Qui a accès à ces images ? Les images tournées lors de ces procès historiques sont conservées par le ministère de la Justice. Le président du tribunal de grande instance de Paris peut autoriser leur diffusion sur dérogation "à des fins historiques ou scientifiques". Cette dérogation ne peut néanmoins être accordée qu'une fois tous les recours en appel et en cassation écoulés. Après 50 ans, la diffusion devient libre. Aux Etats-Unis, par exemple, n'importe quel procès peut être filmé et même retransmis en direct. Des chaînes de télé sont d'ailleurs spécialisées dans la diffusion d'audiences.

L'accusé peut-il s'opposer à la captation ? C'est ce qu'a fait Pascal Simbikangwa. Mais sans succès. "La demande s'est faite par comparaison avec le procès Papon, on est déjà dans une connotation très forte.
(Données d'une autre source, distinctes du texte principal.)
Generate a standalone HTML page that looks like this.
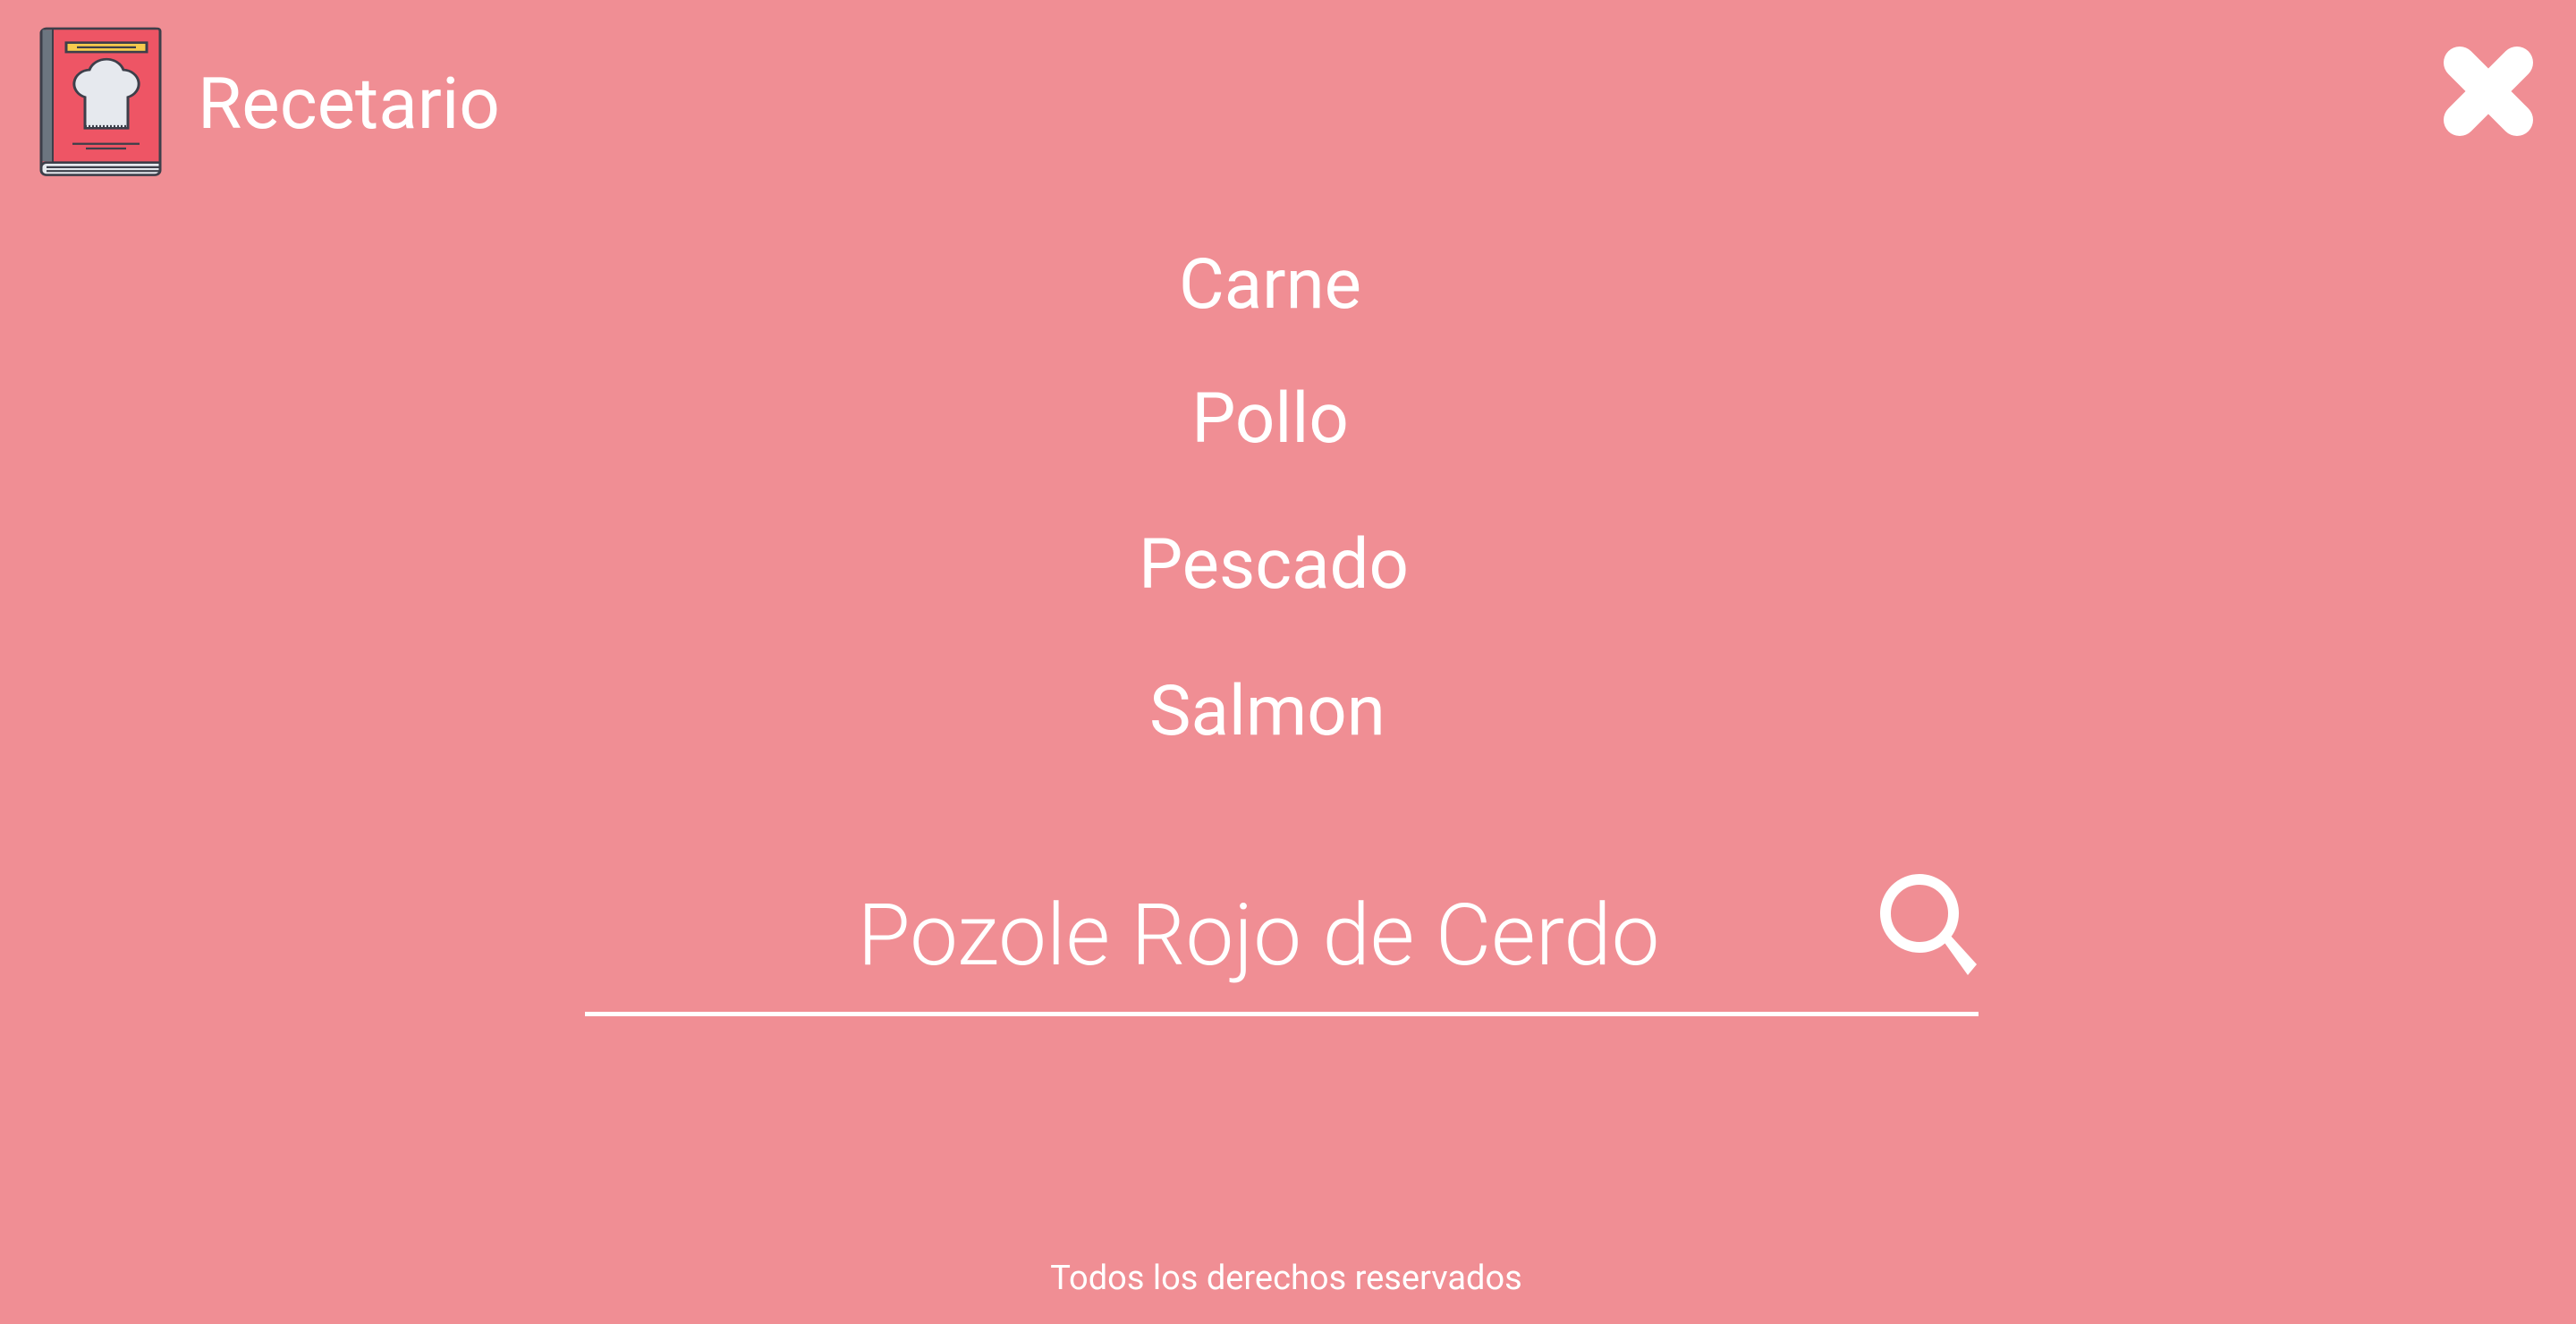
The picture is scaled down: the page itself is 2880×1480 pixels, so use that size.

Et un jury qui est filmé est un jury qui n'est pas libre", s'indigne Alexandra Bourgeot, son avocate.

D'autres procès peuvent-ils être filmés ? En 2003, Raymond Depardon a posé ses caméras à la 10ème chambre du tribunal correctionnel de Paris pendant trois mois. Le procès du pédophile Francis Evrard a lui aussi été filmé. A chaque fois, la Chancellerie a accordé des dérogations exceptionnelles aux réalisateurs.

La loi peut-elle changer ? En 2005, la commission Linden, composée de magistrats, d'avocats et de journalistes, s'était penchée sur la question et avait dénoncé "une contradiction peu acceptable entre une situation de droit et une situation de fait, laquelle se caractérise par un manque de lisibilité, des inégalités de traitement et une réelle insécurité juridique". Elle proposait donc plusieurs pistes de légalisation des captations. Mais elles sont restées lettre morte.